USING SPRING DEPOSITS TO TRACK THE EVOLUTION OF FLUID PATHWAYS THROUGH FAULTS: LITTLE GRAND WASH FAULT AND SALT WASH GRABEN, UTAH, USA


BURNSIDE, Neil M., Geographical and Earth Sciences, The University Of Glasgow, Gregory Building, Lillybank Gardens, University of Glasgow, Glasgow, G12 8QQ, United Kingdom, SHIPTON, Z.K., Geographical and Earth Sciences, The University Of Glasgow, Gregory Building, Lillybank Gardens, University of Glasgow, Glasgow, G20 8QQ, United Kingdom and ELLAM, R.M., Scottish Universitie's Environmental Research Center, S.U.E.R.C, Scottish Enterprise Technology Park, Rankine Avenue, East Kilbride, G75 0QF, United Kingdom, neil.burnside@ges.gla.ac.uk

Fault zones commonly act as pathways for mineralising fluids, and the spatial and temporal variability of fault zone permeability will control the rate and volumes of mineralising fluid flow. Dating of travertine mounds associated with two normal faults in central Utah has constrained the varying position of fluid flow to the surface along the faults through time. Modern and ancient travertine occurs at multiple locations along two faults near Green River, Utah: the Little Grand Wash fault and Salt Wash graben. Previous studies have shown that all of the travertine occurs in the footwall of the fault zones, consistent with ponding of southward directed regional groundwater flow in a three-way anticlinal trap. Geochemical and structural analyses have shown that CO2-rich groundwater is stored in a series of shallow sandstone reservoirs capped by impermeable caprock, and that the CO2-rich groundwater moves to the surface through fractures in the footwall damage zone of the faults.

Uranium series dating of multiple travertine mounds in both study areas constrains the timing of initial spring activity to ~110,000 ka.

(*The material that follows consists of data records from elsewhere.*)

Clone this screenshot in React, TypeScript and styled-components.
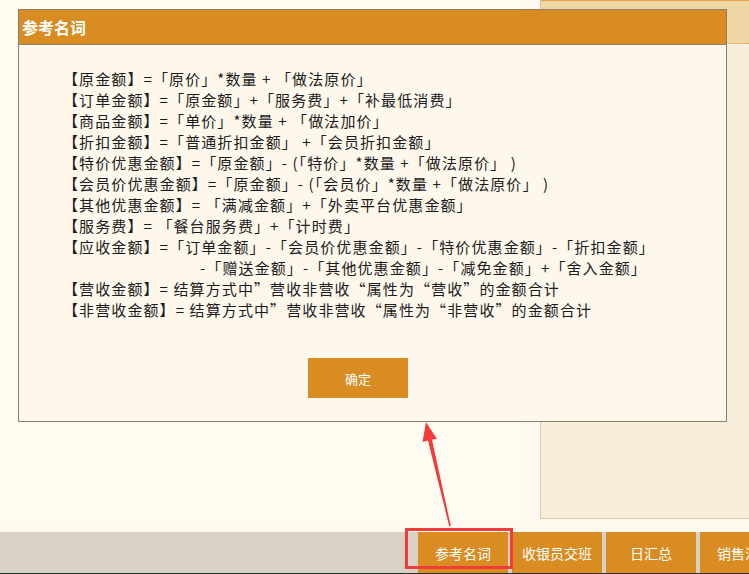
import React from 'react'
import styled, { createGlobalStyle } from 'styled-components'

const GlobalStyle = createGlobalStyle`
  html, body {
    margin: 0;
    padding: 0;
    background: #fff8ef;
    font-family: "Noto Sans CJK SC", "Noto Sans", "Liberation Sans", sans-serif;
  }
`

const Page = styled.div`
  position: relative;
  width: 749px;
  height: 574px;
  overflow: hidden;
  display: flex;
  flex-direction: column;
  background: #fff8ef;
`

const Workspace = styled.div`
  flex: 1;
  display: flex;
  gap: 20px;
  padding-bottom: 13px;
`

const LeftPanel = styled.div`
  width: 520px;
  background: #fffdf2;
`

const RightPanel = styled.div`
  flex: 1;
  height: 518px;
  background: #f7efdc;
  border-left: 1px solid #dcc9a0;
  border-bottom: 1px solid #dcc9a0;
`

const RightHead = styled.div`
  height: 42px;
  background: #f0d5a5;
  border-top: 1px solid #e4a446;
  border-bottom: 1px dotted #e09a3a;
`

const BottomBar = styled.div`
  height: 41px;
  display: flex;
  gap: 4px;
  padding-left: 418px;
  background: #d8d1c6;
  border-bottom: 1px solid #26302c;
`

const BarButton = styled.div`
  flex: 0 0 90px;
  display: flex;
  align-items: center;
  justify-content: center;
  background: #d98c21;
  color: #fff;
  font-size: 14px;
  white-space: nowrap;
  overflow: hidden;
`

const Dialog = styled.div`
  position: absolute;
  left: 18px;
  top: 9px;
  width: 707px;
  height: 411px;
  border: 1px solid #8c7f6c;
  background: #fef7ec;
  display: flex;
  flex-direction: column;
`

const DialogHead = styled.div`
  height: 34px;
  display: flex;
  align-items: center;
  padding-left: 3px;
  background: #d98c21;
  border-bottom: 1px solid #8c7f6c;
  color: #fff;
  font-size: 16px;
  font-weight: bold;
`

const DialogBody = styled.div`
  padding: 23px 0 0 44px;
`

const Line = styled.div<{ $indent?: number }>`
  height: 21px;
  line-height: 21px;
  font-size: 15px;
  letter-spacing: 1.1px;
  color: #1c1c1c;
  white-space: pre;
  padding-left: ${(p) => p.$indent ?? 0}px;
`

const ConfirmButton = styled.div`
  width: 100px;
  height: 40px;
  margin: 38px 0 0 245px;
  display: flex;
  align-items: center;
  justify-content: center;
  background: #d98c21;
  color: #fff;
  font-size: 13px;
`

const Highlight = styled.div`
  position: absolute;
  left: 405px;
  top: 528px;
  width: 102px;
  height: 35px;
  border: 3px solid #f23b3b;
`

const Overlay = styled.svg`
  position: absolute;
  left: 0;
  top: 0;
  pointer-events: none;
`

const lines: { text: string; indent?: number }[] = [
  { text: '【原金额】=「原价」*数量 + 「做法原价」' },
  { text: '【订单金额】=「原金额」+「服务费」+「补最低消费」' },
  { text: '【商品金额】=「单价」*数量 + 「做法加价」' },
  { text: '【折扣金额】=「普通折扣金额」 +「会员折扣金额」' },
  { text: '【特价优惠金额】=「原金额」- (「特价」*数量 +「做法原价」 )' },
  { text: '【会员价优惠金额】=「原金额」- (「会员价」*数量 +「做法原价」 )' },
  { text: '【其他优惠金额】= 「满减金额」+「外卖平台优惠金额」' },
  { text: '【服务费】= 「餐台服务费」+「计时费」' },
  { text: '【应收金额】=「订单金额」-「会员价优惠金额」-「特价优惠金额」-「折扣金额」' },
  { text: '-「赠送金额」-「其他优惠金额」-「减免金额」+「舍入金额」', indent: 137 },
  { text: '【营收金额】= 结算方式中”营收非营收“属性为“营收”的金额合计' },
  { text: '【非营收金额】= 结算方式中”营收非营收“属性为“非营收”的金额合计' },
]

const tabs = ['参考名词', '收银员交班', '日汇总', '销售汇总']

export default function App() {
  return (
    <>
      <GlobalStyle />
      <Page>
        <Workspace>
          <LeftPanel />
          <RightPanel>
            <RightHead />
          </RightPanel>
        </Workspace>
        <BottomBar>
          {tabs.map((t) => (
            <BarButton key={t}>{t}</BarButton>
          ))}
        </BottomBar>

        <Dialog>
          <DialogHead>参考名词</DialogHead>
          <DialogBody>
            {lines.map((l, i) => (
              <Line key={i} $indent={l.indent}>
                {l.text}
              </Line>
            ))}
            <ConfirmButton>确定</ConfirmButton>
          </DialogBody>
        </Dialog>

        <Highlight />
        <Overlay width="749" height="574" viewBox="0 0 749 574">
          <polygon
            fill="#f23b3b"
            points="426,422 437,439 432,439.5 450.8,526 449.2,526.2 428,440.5 422.6,442"
          />
        </Overlay>
      </Page>
    </>
  )
}
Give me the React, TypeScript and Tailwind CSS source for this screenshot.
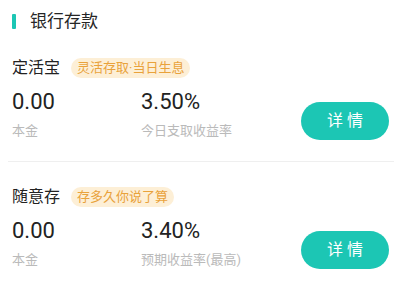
import React from 'react';

const FONT = { fontFamily: 'Roboto, "Noto Sans CJK SC", sans-serif' };

interface Product {
  name: string;
  tag: string;
  amount: string;
  rate: string;
  rateLabel: string;
}

const PRODUCTS: Product[] = [
  { name: '定活宝', tag: '灵活存取·当日生息', amount: '0.00', rate: '3.50%', rateLabel: '今日支取收益率' },
  { name: '随意存', tag: '存多久你说了算', amount: '0.00', rate: '3.40%', rateLabel: '预期收益率(最高)' },
];

function ProductRow({ p }: { p: Product }) {
  return (
    <div className="flex flex-col">
      <div className="flex items-center h-[22px] gap-[11px]">
        <span className="text-[16px] leading-[22px] text-[#222]">{p.name}</span>
        <span className="h-[20px] px-[6px] rounded-full bg-[#fdefd6] text-[#e9a23b] text-[13px] leading-[20px]">
          {p.tag}
        </span>
      </div>
      <div className="flex items-end mt-[10px]">
        <div className="w-[129px] flex flex-col">
          <span className="text-[22px] leading-[26px] text-[#222]">{p.amount}</span>
          <span className="mt-[7px] text-[13px] leading-[18px] text-[#bababa]">本金</span>
        </div>
        <div className="flex-1 flex flex-col">
          <span className="text-[22px] leading-[26px] text-[#222]">{p.rate}</span>
          <span className="mt-[7px] text-[13px] leading-[18px] text-[#bababa]">{p.rateLabel}</span>
        </div>
        <button className="w-[88px] h-[38px] rounded-full bg-[#1cc6b4] text-white text-[16px] leading-[38px] mr-px">
          详 情
        </button>
      </div>
    </div>
  );
}

export default function App() {
  return (
    <div className="w-[402px] h-[286px] bg-white pl-3 pr-3 pt-[11px] overflow-hidden" style={FONT}>
      <div className="flex items-center h-[20px] gap-[14px]">
        <div className="w-[4px] h-[15px] bg-[#1cc6b4] rounded-[1px]" />
        <span className="text-[17px] leading-[20px] text-[#262626]">银行存款</span>
      </div>
      <div className="mt-[26px]">
        <ProductRow p={PRODUCTS[0]} />
      </div>
      <div className="h-px bg-[#efefef] -mx-1 mt-[21px]" />
      <div className="mt-[24px]">
        <ProductRow p={PRODUCTS[1]} />
      </div>
    </div>
  );
}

Multiple dates from a single spring deposit show that an individual mound has a life span of at least 10,000 years. The variation in ages between mounds along both faults shows that pathways for CO2 rich waters to the surface switch repeatedly through time. However, at least one location has three travertines with distinct ages that range over 40,000 years, suggesting that a single pathway can be re-used many times. These data allow us to constrain the spatial and temporal evolution of fluid flow pathways in the faults, and to estimate the rates and volumes of flow in individual pathways. The changes in flow pattern may be caused by the sealing of fault pathways by carbonate precipitation, causing new flow paths to be established along the route of least resistance to the surface. Alternatively, changes in the stress on the faults or changes in the hydrology of the region could have prompted switching of flow pathways. The observation that leakage of CO2 rich groundwater from a fault can last for tens of thousands of years has implications for geological storage of CO2.